For some of us the stay in this new country seems endless. But time passes, seasons change, and, truly, would those we grieve for want us to mope? Come with me, back into the world. We’ll return to this land someday, all too soon, but in the meantime the garden needs weeding, the bills need paying. Your other loved ones need you. And you, my sweet friend, you could use a shampoo.


I've noticed the days are getting longer too.

Tuesday, January 01, 2008

“Man Overboard”

Good things can be expected from a New Year when it begins with a boat outing. I accepted the invitation to join Chuck and family onboard the Two Terbs. The cold front wasn’t expected to arrive until later tonight so I said yes.

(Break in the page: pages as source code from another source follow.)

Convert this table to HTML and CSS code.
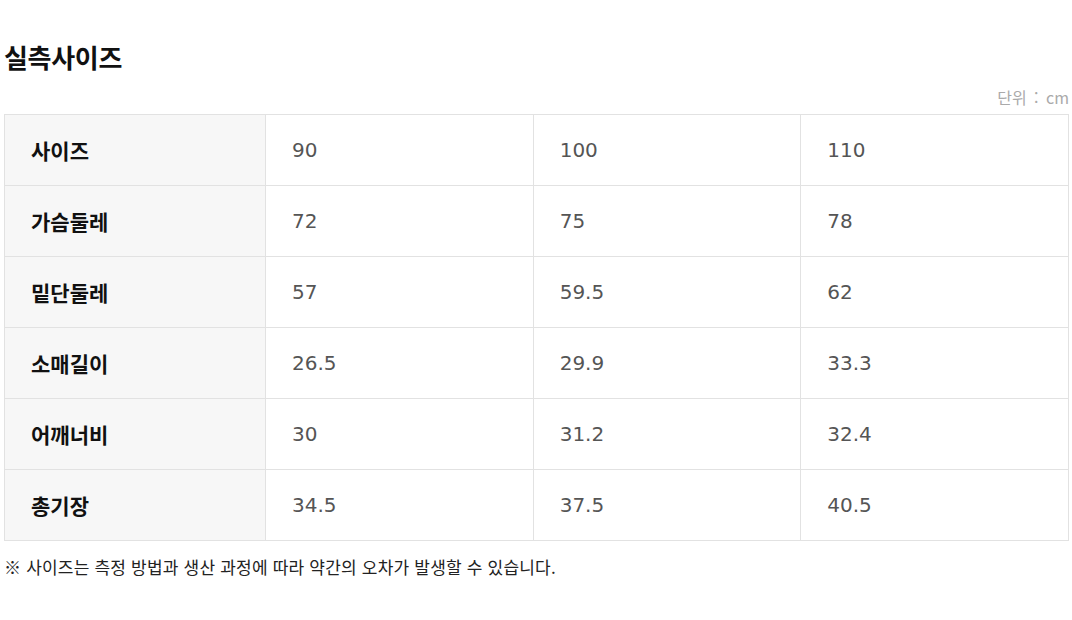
FILE: index.html
```html
<!DOCTYPE html>
<html lang="ko">
<head>
<meta charset="utf-8">
<link rel="stylesheet" href="styles.css">
</head>
<body>
<div class="wrap">
  <h2 class="title">실측사이즈</h2>
  <div class="unit">단위 : cm</div>
  <table class="size">
    <colgroup><col class="c0"><col><col><col></colgroup>
    <tr><th>사이즈</th><td>90</td><td>100</td><td>110</td></tr>
    <tr><th>가슴둘레</th><td>72</td><td>75</td><td>78</td></tr>
    <tr><th>밑단둘레</th><td>57</td><td>59.5</td><td>62</td></tr>
    <tr><th>소매길이</th><td>26.5</td><td>29.9</td><td>33.3</td></tr>
    <tr><th>어깨너비</th><td>30</td><td>31.2</td><td>32.4</td></tr>
    <tr><th>총기장</th><td>34.5</td><td>37.5</td><td>40.5</td></tr>
  </table>
  <p class="note">※ 사이즈는 측정 방법과 생산 과정에 따라 약간의 오차가 발생할 수 있습니다.</p>
</div>
</body>
</html>
```
FILE: styles.css
```css
html, body { margin: 0; padding: 0; background: #fff; }
body { font-family: "Noto Sans CJK KR", "Noto Sans", sans-serif; color: #111; }
.wrap { width: 1065px; padding: 40px 0 0 4px; }
.title { margin: 0; font-size: 26px; font-weight: 700; line-height: 34px; color: #111; letter-spacing: -0.3px; }
.unit { text-align: right; font-size: 16px; color: #aaa; line-height: 20px; margin-top: 13px; height: 27px; word-spacing: 3px; }
.size { width: 1065px; border-collapse: collapse; table-layout: fixed; border: 1px solid #e2e2e2; }
.size col.c0 { width: 261px; }
.size th, .size td { height: 70px; border: 1px solid #e2e2e2; padding: 0 0 0 26px; text-align: left; line-height: 24px; }
.size th { background: #f7f7f7; font-weight: 700; color: #111; font-size: 21px; }
.size td { color: #555; font-weight: 400; font-family: "DejaVu Sans", "Noto Sans CJK KR", sans-serif; font-size: 20px; }
.note { margin: 14px 0 0; font-size: 17px; color: #222; line-height: 24px; letter-spacing: 0.2px; }
```
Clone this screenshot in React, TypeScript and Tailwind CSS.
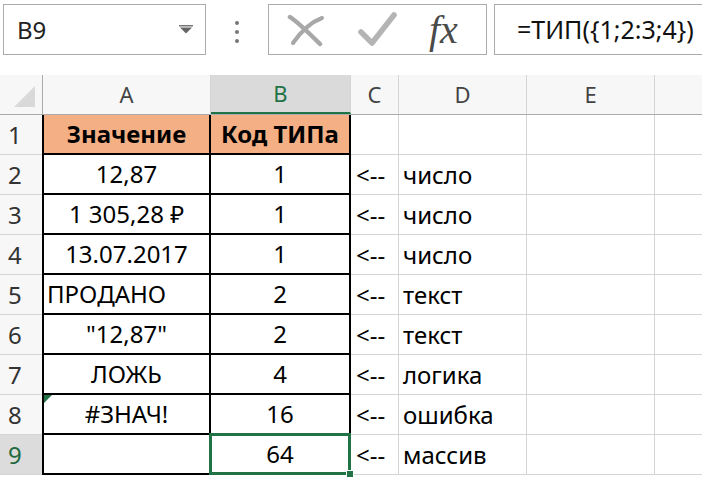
import React from 'react';

type Row = {
  a: string;
  b: string;
  c?: string;
  d?: string;
  head?: boolean;
  left?: boolean;
  err?: boolean;
};

const rows: Row[] = [
  { a: 'Значение', b: 'Код ТИПа', head: true },
  { a: '12,87', b: '1', c: '<--', d: 'число' },
  { a: '1 305,28 ₽', b: '1', c: '<--', d: 'число' },
  { a: '13.07.2017', b: '1', c: '<--', d: 'число' },
  { a: 'ПРОДАНО', b: '2', c: '<--', d: 'текст', left: true },
  { a: '"12,87"', b: '2', c: '<--', d: 'текст' },
  { a: 'ЛОЖЬ', b: '4', c: '<--', d: 'логика' },
  { a: '#ЗНАЧ!', b: '16', c: '<--', d: 'ошибка', err: true },
  { a: '', b: '64', c: '<--', d: 'массив' },
];

function FormulaBar() {
  return (
    <div className="flex h-[75px] items-start bg-white pt-[4px]">
      {/* name box */}
      <div className="ml-[3px] flex h-[51px] w-[203px] items-center justify-between border border-[#ababab] bg-white pl-[13px] pr-[12px]">
        <span className="text-[24px] text-[#222]">B9</span>
        <svg width="14" height="9" viewBox="0 0 14 9">
          <rect x="0" y="0" width="14" height="1.5" fill="#777" />
          <path d="M1 2.5 L13 2.5 L7 8.5 Z" fill="#666" />
        </svg>
      </div>
      {/* dots */}
      <div className="flex w-[62px] flex-col items-center gap-[5px] pt-[17px]">
        <span className="h-[4px] w-[4px] rounded-full bg-[#777]" />
        <span className="h-[4px] w-[4px] rounded-full bg-[#777]" />
        <span className="h-[4px] w-[4px] rounded-full bg-[#777]" />
      </div>
      {/* buttons */}
      <div className="flex h-[51px] w-[219px] items-center border border-[#ababab] bg-white">
        <svg className="ml-[18px]" width="38" height="34" viewBox="0 0 38 34">
          <path d="M3 4 C12 10 22 20 33 31" stroke="#a8a8a8" strokeWidth="4.5" strokeLinecap="round" fill="none" />
          <path d="M35 5 C24 9 13 20 6 30" stroke="#a8a8a8" strokeWidth="4" strokeLinecap="round" fill="none" />
        </svg>
        <svg className="ml-[32px]" width="40" height="36" viewBox="0 0 40 36">
          <path d="M4 20 L15 31 L37 3" stroke="#b4b4b4" strokeWidth="5.5" strokeLinecap="round" strokeLinejoin="round" fill="none" />
        </svg>
        <span className="ml-[32px] font-['Liberation_Serif',serif] text-[40px] italic leading-none text-[#4a4a4a]">
          fx
        </span>
      </div>
      {/* formula input */}
      <div className="ml-[7px] flex h-[51px] flex-1 items-center border border-r-0 border-[#ababab] bg-white pl-[22px]">
        <span className="whitespace-nowrap text-[25px] text-[#111]">=ТИП({'{'}1;2:3;4{'}'})</span>
      </div>
    </div>
  );
}

function ColumnHeaders() {
  const cols = [
    { l: 'C', w: 'w-[48px]' },
    { l: 'D', w: 'w-[128px]' },
    { l: 'E', w: 'w-[128px]' },
  ];
  return (
    <div className="flex h-[40px] border-b border-[#ababab] bg-[#f7f7f7] text-[22px] text-[#444]">
      <div className="relative w-[43px] border-r border-[#ababab]">
        <svg className="absolute bottom-[7px] right-[7px]" width="21" height="21" viewBox="0 0 21 21">
          <path d="M21 0 L21 21 L0 21 Z" fill="#d9d9d9" />
        </svg>
      </div>
      <div className="flex w-[168px] items-center justify-center border-r border-[#d4d4d4]">A</div>
      <div className="flex w-[140px] items-center justify-center border-b-2 border-r border-b-[#217346] border-r-[#d4d4d4] bg-[#dadada] text-[#217346]">
        B
      </div>
      {cols.map((c) => (
        <div key={c.l} className={`flex ${c.w} items-center justify-center border-r border-[#d4d4d4]`}>
          {c.l}
        </div>
      ))}
      <div className="flex-1" />
    </div>
  );
}

function GridRow({ r, n }: { r: Row; n: number }) {
  const last = n === 9;
  return (
    <div className="flex h-[40px]">
      <div
        className={`flex w-[42px] items-center border-b border-[#d4d4d4] pl-[8px] text-[24px] ${
          last ? 'bg-[#dcdcdc] text-[#1e6b3f]' : 'bg-[#f7f7f7] text-[#333]'
        }`}
      >
        {n}
      </div>
      <div
        className={`relative flex w-[169px] items-center border-x-2 border-b-2 border-black text-[24px] text-black ${
          r.left ? 'justify-start pl-[3px]' : 'justify-center'
        } ${r.head ? 'bg-[#f4b084] font-bold text-[#1a1a1a]' : 'bg-white'}`}
      >
        {r.err && (
          <svg className="absolute left-0 top-0" width="8" height="8" viewBox="0 0 8 8">
            <path d="M0 0 L8 0 L0 8 Z" fill="#217346" />
          </svg>
        )}
        {r.a}
      </div>
      <div
        className={`relative flex w-[140px] items-center justify-center border-b-2 border-r-2 border-black text-[24px] text-black ${
          r.head ? 'bg-[#f4b084] font-bold text-[#1a1a1a]' : 'bg-white'
        }`}
      >
        {r.b}
        {last && (
          <>
            <div className="pointer-events-none absolute -bottom-[2px] -left-[2px] -right-[2px] -top-[2px] border-[3px] border-[#217346]" />
            <div className="absolute -bottom-[5px] -right-[5px] h-[8px] w-[8px] border border-white bg-[#217346]" />
          </>
        )}
      </div>
      <div className="flex w-[48px] items-center border-b border-r border-[#d4d4d4] pl-[5px] text-[24px] text-black">
        {r.c}
      </div>
      <div className="flex w-[128px] items-center border-b border-r border-[#d4d4d4] pl-[4px] text-[24px] text-black">
        {r.d}
      </div>
      <div className="w-[128px] border-b border-r border-[#d4d4d4]" />
      <div className="flex-1 border-b border-[#d4d4d4]" />
    </div>
  );
}

export default function App() {
  return (
    <div className="h-[478px] w-[702px] overflow-hidden bg-white font-['Noto_Sans',sans-serif]">
      <FormulaBar />
      <ColumnHeaders />
      {rows.map((r, i) => (
        <GridRow key={i} r={r} n={i + 1} />
      ))}
    </div>
  );
}
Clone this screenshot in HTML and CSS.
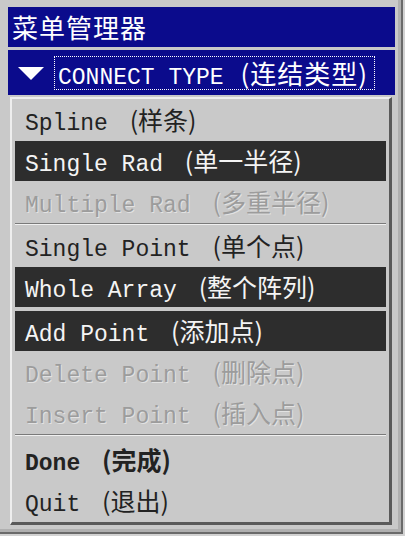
FILE: index.html
```html
<!DOCTYPE html>
<html lang="zh">
<head>
  <meta charset="UTF-8">
  <meta name="viewport" content="width=device-width, initial-scale=1.0">
  <title>菜单管理器</title>
  <link rel="stylesheet" href="styles.css">
</head>
<body>
  <div class="window">
    <div class="title">菜单管理器</div>
    <div class="header">
      <svg class="arrow" width="26" height="13" viewBox="0 0 26 13"><polygon points="0,0 26,0 13,13" fill="#fff"/></svg>
      <span class="focus">CONNECT TYPE <span class="cjk">(连结类型)</span></span>
    </div>
    <div class="panel">
      <div class="item">Spline <span class="cjk">(样条)</span></div>
      <div class="item active">Single Rad <span class="cjk">(单一半径)</span></div>
      <div class="item disabled">Multiple Rad <span class="cjk">(多重半径)</span></div>
      <div class="sep"></div>
      <div class="item">Single Point <span class="cjk">(单个点)</span></div>
      <div class="item active">Whole Array <span class="cjk">(整个阵列)</span></div>
      <div class="item active spaced">Add Point <span class="cjk">(添加点)</span></div>
      <div class="item disabled">Delete Point <span class="cjk">(删除点)</span></div>
      <div class="item disabled">Insert Point <span class="cjk">(插入点)</span></div>
      <div class="sep"></div>
      <div class="item bold spaced">Done <span class="cjk">(完成)</span></div>
      <div class="item">Quit <span class="cjk">(退出)</span></div>
    </div>
  </div>
</body>
</html>
```

FILE: styles.css
```css
html, body {
  margin: 0;
  padding: 0;
  background: #d2d2d2;
}
body {
  width: 405px;
  height: 536px;
  overflow: hidden;
}
.window {
  box-sizing: border-box;
  width: 403px;
  height: 534px;
  padding: 7px 6px 0 8px;
  border-right: 2px solid #6a6a6a;
  border-bottom: 2px solid #6a6a6a;
  background: #c9c9c9;
  box-shadow: inset -3px -3px 0 #b0b0b0;
}
.title {
  height: 40px;
  background: #0b0b8c;
  color: #fff;
  font-family: "Noto Sans CJK SC", sans-serif;
  font-size: 26px;
  line-height: 40px;
  padding-left: 4px;
  letter-spacing: 1px;
}
.header {
  height: 45px;
  margin-top: 3px;
  background: #0b0b8c;
  display: flex;
  align-items: center;
  padding-left: 10px;
  color: #fff;
}
.arrow {
  margin-right: 10px;
  margin-top: 2px;
}
.focus {
  border: 1px dotted #fff;
  padding: 0 6px 0 3px;
  height: 32px;
  line-height: 32px;
  font-family: "Liberation Mono", monospace;
  font-size: 23px;
  white-space: pre;
}
.focus .cjk {
  margin-left: 3px;
  font-size: 26px;
  letter-spacing: 1px;
}
.panel {
  margin: 2px 3px 0 2px;
  border-top: 2px solid #eeeeee;
  border-left: 2px solid #eeeeee;
  border-right: 3px solid #5a5a5a;
  border-bottom: 3px solid #5a5a5a;
  padding: 0 3px;
  background: #c9c9c9;
}
.item {
  height: 40px;
  margin: 1px 0;
  line-height: 38px;
  padding-left: 10px;
  font-family: "Liberation Mono", monospace;
  font-size: 23px;
  color: #222;
  white-space: pre;
}
.item.spaced {
  margin-top: 4px;
}
.cjk {
  font-family: "Noto Sans CJK SC", sans-serif;
  font-size: 25px;
  margin-left: 8px;
}
.item.active {
  background: #2d2d2d;
  color: #f4f4f4;
}
.item.disabled {
  color: #9c9c9c;
  text-shadow: 1px 1px 0 #e2e2e2;
}
.item.bold {
  font-weight: bold;
}
.sep {
  height: 1px;
  border-bottom: 1px solid #f0f0f0;
  background: #7a7a7a;
}
```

The trip was a pleasant cruise down the Anclote River in search of wildlife – osprey, dolphin and manatee. I opted not to sit in the bow. Been there, done that. It’s windy and can be wet. Turned out the back end of the boat wasn’t much calmer or drier. I lost my brand new Java Lava hat and I confess I was freezing after getting doused with sea water. Teeth were chattering as we began the cruise home.

Since I was wet and I thought it prudent to keep the captain onboard when we ran aground, I slipped over the side. Reminded me of those times I watched Micronesians do the same thing in the shallow water inside the reef around the island of Pohnpei. Except the water is warmer and clearer, and the footing is soft white sand instead of some mysterious spongy dark goop.

I dragged the boat back into deeper waters, thinking African Queen. Chuck revved up the motor and we headed for the deeper waters of the river, while I checked to make sure I wasn’t covered in leeches. By then the idiot light indicating low oil came on.

Ah, boating. It is always an adventure.

Hi Bob!!
Last Three Photos by Susan Terbush

12:22

Silence.

The barrage of fireworks from the condo complex across the canal has concluded. It began about 8:30. Phoenix took the commotion calmly. Diablo retired to under the bed after witnessing a red and white rocket explode overhead. Stunned for a moment and she then slunk off as smoke drifted down the waterway like a thick cloud on a New England sea coast.

2008. Yes, twenty seconds ago it was 2000.